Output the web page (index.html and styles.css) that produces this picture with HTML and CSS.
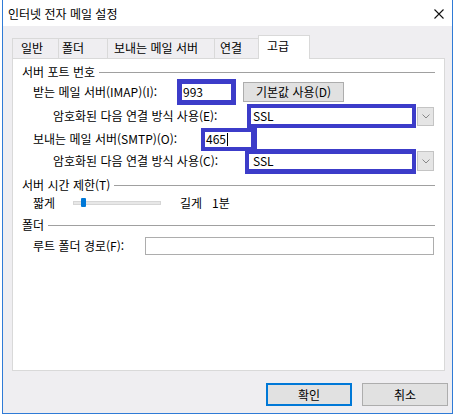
FILE: index.html
```html
<!DOCTYPE html>
<html lang="ko">
<head>
  <meta charset="UTF-8">
  <title>인터넷 전자 메일 설정</title>
  <link rel="stylesheet" href="styles.css">
</head>
<body>

<div class="window">
  <!-- Title bar -->
  <div class="titlebar">
    <span class="title">인터넷 전자 메일 설정</span>
    <svg class="close" width="10" height="10" viewBox="0 0 10 10">
      <path d="M0.5 0.5 L9.5 9.5 M9.5 0.5 L0.5 9.5" stroke="#111" stroke-width="1.1" fill="none"/>
    </svg>
  </div>

  <div class="content">
    <!-- Tabs -->
    <div class="tabs">
      <div class="tab tab-general">일반</div>
      <div class="tab tab-folder">폴더</div>
      <div class="tab tab-outgoing">보내는 메일 서버</div>
      <div class="tab tab-connect">연결</div>
      <div class="tab tab-advanced active">고급</div>
    </div>

    <div class="panel">
      <div class="group-head">
        <span>서버 포트 번호</span>
        <span class="rule"></span>
      </div>

      <div class="row row-imap">
        <span class="label label-imap">받는 메일 서버(IMAP)(I):</span>
        <span class="mark mark-imap">993</span>
        <button class="btn btn-default">기본값 사용(D)</button>
      </div>

      <div class="row row-enc1">
        <span class="label label-enc1">암호화된 다음 연결 방식 사용(E):</span>
        <span class="mark mark-ssl1">SSL</span>
        <span class="drop"><svg width="8" height="5" viewBox="0 0 8 5"><path d="M0.5 0.5 L4 4 L7.5 0.5" stroke="#888" fill="none"/></svg></span>
      </div>

      <div class="row row-smtp">
        <span class="label label-smtp">보내는 메일 서버(SMTP)(O):</span>
        <span class="mark mark-smtp">465<span class="caret"></span></span>
      </div>

      <div class="row row-enc2">
        <span class="label label-enc2">암호화된 다음 연결 방식 사용(C):</span>
        <span class="mark mark-ssl2">SSL</span>
        <span class="drop drop2"><svg width="8" height="5" viewBox="0 0 8 5"><path d="M0.5 0.5 L4 4 L7.5 0.5" stroke="#888" fill="none"/></svg></span>
      </div>

      <div class="group-head head-timeout">
        <span>서버 시간 제한(T)</span>
        <span class="rule"></span>
      </div>

      <div class="row row-slider">
        <span class="label label-short">짧게</span>
        <span class="track"><span class="thumb"></span></span>
        <span class="label label-long">길게</span>
        <span class="label">1분</span>
      </div>

      <div class="group-head head-folder">
        <span>폴더</span>
        <span class="rule"></span>
      </div>

      <div class="row row-root">
        <span class="label label-root">루트 폴더 경로(F):</span>
        <span class="field"></span>
      </div>
    </div>

    <div class="footer">
      <button class="btn btn-ok">확인</button>
      <button class="btn btn-cancel">취소</button>
    </div>
  </div>
</div>

</body>
</html>
```

FILE: styles.css
```css
body {
  margin: 0;
  background: #ffffff;
  font-family: "Noto Sans CJK KR", "Noto Sans", sans-serif;
  font-size: 12px;
  line-height: 16px;
  color: #000;
}

.window {
  box-sizing: border-box;
  width: 451px;
  height: 414px;
  margin-left: 2px;
  border: 1px solid #2f7bd6;
  border-top: none;
  background: #efeef1;
}

.titlebar {
  height: 26px;
  background: #fff;
  display: flex;
  align-items: center;
}
.title {
  padding-left: 5px;
  margin-top: 1px;
}
.close {
  margin-left: auto;
  margin-right: 8px;
  margin-top: 1px;
}

.content {
  padding: 9px 0 0 9px;
}

/* Tabs */
.tabs {
  display: flex;
  align-items: flex-end;
  height: 23px;
  position: relative;
  z-index: 1;
}
.tab {
  box-sizing: border-box;
  height: 20px;
  line-height: 18px;
  border: 1px solid #d9d9d9;
  border-bottom: none;
  border-left: none;
  white-space: nowrap;
}
.tab-general { width: 47px; padding-left: 8px; border-left: 1px solid #d9d9d9; }
.tab-folder { width: 49px; padding-left: 3px; }
.tab-outgoing { width: 107px; padding-left: 6px; }
.tab-connect { width: 44px; padding-left: 5px; }
.tab.active {
  width: 52px;
  height: 24px;
  margin-bottom: -1px;
  padding-left: 8px;
  line-height: 19px;
  background: #fff;
  border-left: 1px solid #d9d9d9;
  margin-left: -1px;
}

.panel {
  box-sizing: border-box;
  width: 433px;
  height: 313px;
  background: #fff;
  border: 1px solid #d9d9d9;
  padding: 5px 9px 0 9px;
}

.group-head {
  display: flex;
  align-items: center;
  height: 16px;
}
.rule {
  flex: 1;
  height: 1px;
  background: #a0a0a0;
  margin-left: 4px;
  margin-top: 1px;
}
.head-timeout { margin-top: 5px; }
.head-folder { margin-top: 4px; }

.row {
  display: flex;
  align-items: center;
  padding-left: 11px;
  white-space: nowrap;
}
.row-imap { height: 24px; }
.row-enc1 { height: 24px; padding-left: 31px; }
.row-smtp { height: 22px; }
.row-enc2 { height: 22px; padding-left: 31px; }
.row-slider { height: 20px; }
.row-root { height: 24px; margin-top: 1px; }

.label-imap { width: 144px; }
.label-enc1 { width: 194px; }
.label-smtp { width: 168px; }
.label-enc2 { width: 192px; }
.label-short { width: 40px; }
.label-long { width: 32px; }
.label-root { width: 112px; }

/* Blue highlight boxes around the fields */
.mark {
  box-sizing: border-box;
  flex: none;
  background: #fff;
  border: 5px solid #3c3cc9;
  padding-left: 1px;
  line-height: 14px;
  display: flex;
  align-items: center;
}
.mark-imap { width: 59px; height: 26px; }
.mark-ssl1 { width: 169px; height: 24px; border-width: 4px; padding-left: 2px; }
.mark-smtp { width: 56px; height: 23px; border-width: 4px 6px 4px 4px; }
.mark-ssl2 { width: 171px; height: 25px; border-width: 5px 4px; padding-left: 4px; }
.caret {
  width: 1px;
  height: 13px;
  background: #000;
  margin-left: 1px;
}

.drop {
  box-sizing: border-box;
  width: 17px;
  height: 19px;
  margin-left: 1px;
  background: #e5e5e5;
  border: 1px solid #c4c4c4;
  display: flex;
  align-items: center;
  justify-content: center;
}
.drop2 { height: 20px; }

.btn {
  box-sizing: border-box;
  font-family: inherit;
  font-size: 12px;
  line-height: 16px;
  color: #000;
  background: #e1e1e1;
  border: 1px solid #adadad;
  padding: 0;
  margin: 0;
}
.btn-default {
  width: 101px;
  height: 20px;
  margin-left: 7px;
}

/* Slider */
.track {
  position: relative;
  box-sizing: border-box;
  width: 88px;
  height: 4px;
  background: #e7e7e7;
  border: 1px solid #d6d6d6;
  margin-right: 19px;
  margin-top: -1px;
}
.thumb {
  position: absolute;
  left: 7px;
  top: -4px;
  width: 5px;
  height: 9px;
  background: #0078d7;
  border-radius: 1px;
}

.field {
  box-sizing: border-box;
  width: 289px;
  height: 18px;
  border: 1px solid #adadad;
  background: #fff;
}

.footer {
  display: flex;
  justify-content: flex-end;
  gap: 10px;
  margin-top: 12px;
  padding-right: 4px;
}
.btn-ok {
  width: 86px;
  height: 23px;
  border: 2px solid #0078d7;
}
.btn-cancel {
  width: 86px;
  height: 23px;
}
```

--

> [What to work on]
Go through the listing above and quote it exactly, apart from its images.

> [Answer to this problem]
Output the web page (index.html and styles.css) that produces this picture with HTML and CSS.
FILE: index.html
```html
<!DOCTYPE html>
<html lang="ko">
<head>
  <meta charset="UTF-8">
  <title>인터넷 전자 메일 설정</title>
  <link rel="stylesheet" href="styles.css">
</head>
<body>

<div class="window">
  <!-- Title bar -->
  <div class="titlebar">
    <span class="title">인터넷 전자 메일 설정</span>
    <svg class="close" width="10" height="10" viewBox="0 0 10 10">
      <path d="M0.5 0.5 L9.5 9.5 M9.5 0.5 L0.5 9.5" stroke="#111" stroke-width="1.1" fill="none"/>
    </svg>
  </div>

  <div class="content">
    <!-- Tabs -->
    <div class="tabs">
      <div class="tab tab-general">일반</div>
      <div class="tab tab-folder">폴더</div>
      <div class="tab tab-outgoing">보내는 메일 서버</div>
      <div class="tab tab-connect">연결</div>
      <div class="tab tab-advanced active">고급</div>
    </div>

    <div class="panel">
      <div class="group-head">
        <span>서버 포트 번호</span>
        <span class="rule"></span>
      </div>

      <div class="row row-imap">
        <span class="label label-imap">받는 메일 서버(IMAP)(I):</span>
        <span class="mark mark-imap">993</span>
        <button class="btn btn-default">기본값 사용(D)</button>
      </div>

      <div class="row row-enc1">
        <span class="label label-enc1">암호화된 다음 연결 방식 사용(E):</span>
        <span class="mark mark-ssl1">SSL</span>
        <span class="drop"><svg width="8" height="5" viewBox="0 0 8 5"><path d="M0.5 0.5 L4 4 L7.5 0.5" stroke="#888" fill="none"/></svg></span>
      </div>

      <div class="row row-smtp">
        <span class="label label-smtp">보내는 메일 서버(SMTP)(O):</span>
        <span class="mark mark-smtp">465<span class="caret"></span></span>
      </div>

      <div class="row row-enc2">
        <span class="label label-enc2">암호화된 다음 연결 방식 사용(C):</span>
        <span class="mark mark-ssl2">SSL</span>
        <span class="drop drop2"><svg width="8" height="5" viewBox="0 0 8 5"><path d="M0.5 0.5 L4 4 L7.5 0.5" stroke="#888" fill="none"/></svg></span>
      </div>

      <div class="group-head head-timeout">
        <span>서버 시간 제한(T)</span>
        <span class="rule"></span>
      </div>

      <div class="row row-slider">
        <span class="label label-short">짧게</span>
        <span class="track"><span class="thumb"></span></span>
        <span class="label label-long">길게</span>
        <span class="label">1분</span>
      </div>

      <div class="group-head head-folder">
        <span>폴더</span>
        <span class="rule"></span>
      </div>

      <div class="row row-root">
        <span class="label label-root">루트 폴더 경로(F):</span>
        <span class="field"></span>
      </div>
    </div>

    <div class="footer">
      <button class="btn btn-ok">확인</button>
      <button class="btn btn-cancel">취소</button>
    </div>
  </div>
</div>

</body>
</html>
```

FILE: styles.css
```css
body {
  margin: 0;
  background: #ffffff;
  font-family: "Noto Sans CJK KR", "Noto Sans", sans-serif;
  font-size: 12px;
  line-height: 16px;
  color: #000;
}

.window {
  box-sizing: border-box;
  width: 451px;
  height: 414px;
  margin-left: 2px;
  border: 1px solid #2f7bd6;
  border-top: none;
  background: #efeef1;
}

.titlebar {
  height: 26px;
  background: #fff;
  display: flex;
  align-items: center;
}
.title {
  padding-left: 5px;
  margin-top: 1px;
}
.close {
  margin-left: auto;
  margin-right: 8px;
  margin-top: 1px;
}

.content {
  padding: 9px 0 0 9px;
}

/* Tabs */
.tabs {
  display: flex;
  align-items: flex-end;
  height: 23px;
  position: relative;
  z-index: 1;
}
.tab {
  box-sizing: border-box;
  height: 20px;
  line-height: 18px;
  border: 1px solid #d9d9d9;
  border-bottom: none;
  border-left: none;
  white-space: nowrap;
}
.tab-general { width: 47px; padding-left: 8px; border-left: 1px solid #d9d9d9; }
.tab-folder { width: 49px; padding-left: 3px; }
.tab-outgoing { width: 107px; padding-left: 6px; }
.tab-connect { width: 44px; padding-left: 5px; }
.tab.active {
  width: 52px;
  height: 24px;
  margin-bottom: -1px;
  padding-left: 8px;
  line-height: 19px;
  background: #fff;
  border-left: 1px solid #d9d9d9;
  margin-left: -1px;
}

.panel {
  box-sizing: border-box;
  width: 433px;
  height: 313px;
  background: #fff;
  border: 1px solid #d9d9d9;
  padding: 5px 9px 0 9px;
}

.group-head {
  display: flex;
  align-items: center;
  height: 16px;
}
.rule {
  flex: 1;
  height: 1px;
  background: #a0a0a0;
  margin-left: 4px;
  margin-top: 1px;
}
.head-timeout { margin-top: 5px; }
.head-folder { margin-top: 4px; }

.row {
  display: flex;
  align-items: center;
  padding-left: 11px;
  white-space: nowrap;
}
.row-imap { height: 24px; }
.row-enc1 { height: 24px; padding-left: 31px; }
.row-smtp { height: 22px; }
.row-enc2 { height: 22px; padding-left: 31px; }
.row-slider { height: 20px; }
.row-root { height: 24px; margin-top: 1px; }

.label-imap { width: 144px; }
.label-enc1 { width: 194px; }
.label-smtp { width: 168px; }
.label-enc2 { width: 192px; }
.label-short { width: 40px; }
.label-long { width: 32px; }
.label-root { width: 112px; }

/* Blue highlight boxes around the fields */
.mark {
  box-sizing: border-box;
  flex: none;
  background: #fff;
  border: 5px solid #3c3cc9;
  padding-left: 1px;
  line-height: 14px;
  display: flex;
  align-items: center;
}
.mark-imap { width: 59px; height: 26px; }
.mark-ssl1 { width: 169px; height: 24px; border-width: 4px; padding-left: 2px; }
.mark-smtp { width: 56px; height: 23px; border-width: 4px 6px 4px 4px; }
.mark-ssl2 { width: 171px; height: 25px; border-width: 5px 4px; padding-left: 4px; }
.caret {
  width: 1px;
  height: 13px;
  background: #000;
  margin-left: 1px;
}

.drop {
  box-sizing: border-box;
  width: 17px;
  height: 19px;
  margin-left: 1px;
  background: #e5e5e5;
  border: 1px solid #c4c4c4;
  display: flex;
  align-items: center;
  justify-content: center;
}
.drop2 { height: 20px; }

.btn {
  box-sizing: border-box;
  font-family: inherit;
  font-size: 12px;
  line-height: 16px;
  color: #000;
  background: #e1e1e1;
  border: 1px solid #adadad;
  padding: 0;
  margin: 0;
}
.btn-default {
  width: 101px;
  height: 20px;
  margin-left: 7px;
}

/* Slider */
.track {
  position: relative;
  box-sizing: border-box;
  width: 88px;
  height: 4px;
  background: #e7e7e7;
  border: 1px solid #d6d6d6;
  margin-right: 19px;
  margin-top: -1px;
}
.thumb {
  position: absolute;
  left: 7px;
  top: -4px;
  width: 5px;
  height: 9px;
  background: #0078d7;
  border-radius: 1px;
}

.field {
  box-sizing: border-box;
  width: 289px;
  height: 18px;
  border: 1px solid #adadad;
  background: #fff;
}

.footer {
  display: flex;
  justify-content: flex-end;
  gap: 10px;
  margin-top: 12px;
  padding-right: 4px;
}
.btn-ok {
  width: 86px;
  height: 23px;
  border: 2px solid #0078d7;
}
.btn-cancel {
  width: 86px;
  height: 23px;
}
```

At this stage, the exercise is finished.